Re: Apparent bug in query plan

In the original query (which I didn't post) it does retrieve another column from the crossjoined table bxbg. (Basically we have things called "buckets", and "bucket groups" which contain one or more buckets, and for every result from the main table, we want a result row for each bucket in the requested bucketgroup.)

 

The query was made dynamically by an engine we have that assembles the where clause out of groups of rules.

 

You mentioned statistics. Is it possible that out-of-date or missing statistics could cause the optimizer to eliminate rows when it simplifies the logic? In this case, if the stats show 0 rows with BillingRate <> 5, could it remove that from logic? I will see what's up with the statistics on our table.

Teradata Employee

Re: Apparent bug in query plan

Well, it wouldn't (shouldn't) assume there are no rows with BillingRate<>5 just because the statistics say so.
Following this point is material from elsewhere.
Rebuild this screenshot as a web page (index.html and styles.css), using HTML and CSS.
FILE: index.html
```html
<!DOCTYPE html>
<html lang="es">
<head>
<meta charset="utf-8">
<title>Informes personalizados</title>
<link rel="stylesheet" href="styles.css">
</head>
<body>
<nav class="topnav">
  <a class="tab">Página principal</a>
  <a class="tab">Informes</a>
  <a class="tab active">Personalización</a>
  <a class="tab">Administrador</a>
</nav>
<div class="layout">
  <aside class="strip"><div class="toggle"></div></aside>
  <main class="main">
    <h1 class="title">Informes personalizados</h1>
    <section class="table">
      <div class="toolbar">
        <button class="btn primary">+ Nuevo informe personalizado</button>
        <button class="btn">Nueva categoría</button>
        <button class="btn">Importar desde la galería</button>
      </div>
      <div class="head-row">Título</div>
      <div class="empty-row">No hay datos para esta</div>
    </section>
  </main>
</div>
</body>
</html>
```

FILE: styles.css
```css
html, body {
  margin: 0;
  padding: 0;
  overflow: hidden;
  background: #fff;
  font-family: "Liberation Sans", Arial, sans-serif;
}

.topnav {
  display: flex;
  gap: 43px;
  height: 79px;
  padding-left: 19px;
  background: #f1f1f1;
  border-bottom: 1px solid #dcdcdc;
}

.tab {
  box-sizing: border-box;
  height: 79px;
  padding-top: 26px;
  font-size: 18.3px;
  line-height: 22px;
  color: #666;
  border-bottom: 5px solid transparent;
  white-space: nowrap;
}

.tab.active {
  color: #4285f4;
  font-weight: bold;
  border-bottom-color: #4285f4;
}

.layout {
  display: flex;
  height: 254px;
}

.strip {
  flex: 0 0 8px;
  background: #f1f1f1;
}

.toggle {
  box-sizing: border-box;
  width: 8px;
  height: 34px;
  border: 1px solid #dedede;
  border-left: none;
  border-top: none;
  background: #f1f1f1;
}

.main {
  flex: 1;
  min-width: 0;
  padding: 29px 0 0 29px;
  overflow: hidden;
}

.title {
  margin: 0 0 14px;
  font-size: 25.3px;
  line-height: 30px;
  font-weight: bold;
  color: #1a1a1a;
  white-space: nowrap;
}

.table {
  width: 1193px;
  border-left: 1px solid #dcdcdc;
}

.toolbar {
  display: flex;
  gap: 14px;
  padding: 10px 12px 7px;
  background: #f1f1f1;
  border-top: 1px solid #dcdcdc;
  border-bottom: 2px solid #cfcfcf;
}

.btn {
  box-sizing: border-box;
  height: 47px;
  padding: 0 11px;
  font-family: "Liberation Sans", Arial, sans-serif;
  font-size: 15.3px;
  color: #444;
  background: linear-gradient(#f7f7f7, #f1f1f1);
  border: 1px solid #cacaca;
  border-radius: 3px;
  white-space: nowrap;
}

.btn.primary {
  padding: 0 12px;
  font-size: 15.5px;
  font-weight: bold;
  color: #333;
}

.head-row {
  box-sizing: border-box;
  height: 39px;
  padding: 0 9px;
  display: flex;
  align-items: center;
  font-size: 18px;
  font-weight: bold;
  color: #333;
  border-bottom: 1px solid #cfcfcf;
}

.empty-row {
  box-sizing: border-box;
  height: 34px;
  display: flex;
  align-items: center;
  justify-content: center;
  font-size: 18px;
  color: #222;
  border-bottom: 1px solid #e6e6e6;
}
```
It would be more subtle, such as when a referential constraint is defined (something like a foreign key but without an index).  It sure looks like something is missing.  If you can rewrite the query in a way that gets the expected Explain plan and produces a different result set, then you should open an incident with the support center.  (That's usually the only way to know for sure if you are seeing a known problem.)

Enthusiast

Re: Apparent bug in query plan

Thanks GJ. I'll be opening an incident.